Enfant, je croyais qu’il n’arrivait jamais rien de mal dans la vie des belles actrices que je voyais sur les écrans. Mais les tragédies des starlettes de l’âge d’or d’Hollywood nous sont familières : adulées, en quête d’amours effrénées, exploitées, droguées, parfois violées, lynchées par les médias, elles marquent l’histoire par leur aura surnaturelle et leur charisme hors du temps. Marilyn, Rita, Joan, Jayne, et les autres… Sans leur souffrance les aimerions-nous autant? Hedy Lamarr, grande figure de la MGM dans les années 40, n’a pas été épargnée par le fléau.

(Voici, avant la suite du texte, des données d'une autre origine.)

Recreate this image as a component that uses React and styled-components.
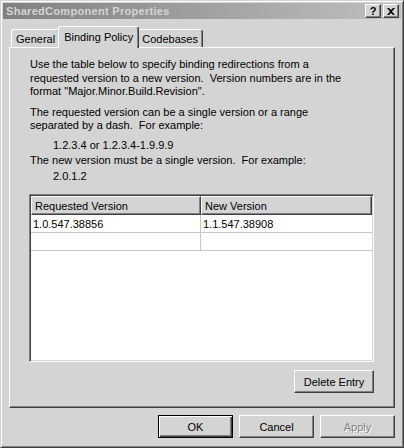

Pourtant son histoire connaît des développements inattendus et permet de comprendre quelque chose qui nous échappe trop souvent dans les récits croustillants des scandales, des overdoses et des crises de nerfs.
La gueule du loup
Hedwig Kiesler, née en Autriche, est une enfant au tempérament curieux et téméraire. Elle se passionne pour la chimie et se rêve scientifique mais comprend assez vite le pouvoir qu’exerce sa grande beauté. Le type de beauté qui fait stopper les conversations et que toute jeune fille rêve un jour de posséder, à priori. Alors qu’elle commence à apprivoiser son image en posant pour des photographes, elle décide de sauter le pas et de devenir actrice. C’est ainsi qu’elle se retrouve dans Ecstasy, un film dont l’originalité est de montrer le premier orgasme féminin simulé sur un écran de cinéma. Un scandale. Hedy racontera que la scène en question a été montée pour faire croire à un coït alors qu’elle était initialement seule sur le plateau. Pourtant elle plonge dans l’aventure de son plein gré, jusqu’à se dénuder dans le film. Ses parents scandalisés la marient au premier riche notable venu, un marchand d’armes juif pro-nazi maladivement jaloux. Hedy invente un scénario rocambolesque pour lui échapper et atterrit à Londres chez des amis de sa famille. C’est là qu’elle nourrit l’envie d’une carrière hollywoodienne. Le destin mettra Louis B. Mayer sur son chemin. Alors qu’il lui propose des tarifs qu’elle trouve insuffisants, elle déborde d’ingéniosité pour se faire recruter sous de meilleurs conditions et, après avoir été rebaptisée, elle deviendra une nouvelle beauté fatale des collines d’Hollywood. Il est triste de voir dans le film l’énergie et la réflexion déployées pour exister et durer dans un système avilissant. Mais ce qu’on comprend en filigrane dans le documentaire d’Alexandra Dean, c’est qu’elle ne pensait pas avoir d’autres options pour se faire aimer, à défaut de se faire respecter.
Hautes fréquences
Hedy, beauté statuesque, peine à faire valoir son humanité et son sens de la convivialité.Mais si son corps est sacrifié sur l’autel d’Hollywood, son esprit fait de la résistance. Sans répit, elle cherche de nouvelles idées à développer pour la communauté. Elle qui a toujours été attirée par les nouvelles technologies et qui est très préoccupée par la guerre qui vient d’éclater en Europe, finit par mettre au point un système de codage de fréquences qui permettrait de téléguider les missiles afin de pouvoir modifier leur trajectoire en cours de route. Là encore se faire respecter sera un chemin de croix. Le reste est dans le film. Mais on connaît tous déjà la fin tragique et trop banale des femmes hors du commun comme Hedy Lamarr qui terminera sa vie recluse et ravagée par la chirurgie esthétique. Apercevoir son visage charcuté dans une des dernières images prises d’elle fait l’effet d’un électrochoc. On pense à toutes ces femmes accros à la chirurgie au point de se défigurer, qu’on condamne sans appel d’un regard. Réfléchir au potentiel intellectuel gâché des créatures de cinéma qui avaient compris que leur beauté était le seul moyen de s’en sortir, c’est s’ouvrir un champ inouï et effrayant de possibilités. Paraît-il que c’est comme ça qu’on démarre les contes de fée. Et si? Mais avec des si on mettrait Paris en bouteille.
Le documentaire d’Alexandra Dean n’a rien d’ébouriffant ni de très novateur dans sa forme. Mais le charisme, la singularité et la force inspirante d’Hedy Lamarr, bombe à ses dépens, le rendent passionnant. Si le film ne masque pas son faible pour son personnage, il évite l’écueil de l’hagiographie. L’intérêt du film c’est qu’il donne envie de réfléchir à un nouveau cinéma qui ne détruirait pas systématiquement ses icônes et qui rendrait aux femmes la souveraineté de leurs actes sans opposer liberté et séduction. Et c’est le moins que l’on puisse faire pour rendre hommage à ces figures sacrificielles qui brillent encore pour nous sur les trottoirs de Los Angeles et dans la mythologie du 7ème Art.
Hedy Lamarr : from Extase to Wifi. Documentaire. 86’. Réalisé par Alexandra Dean. Sortie France 6 juin 2018. Distribué par Urban Distributions.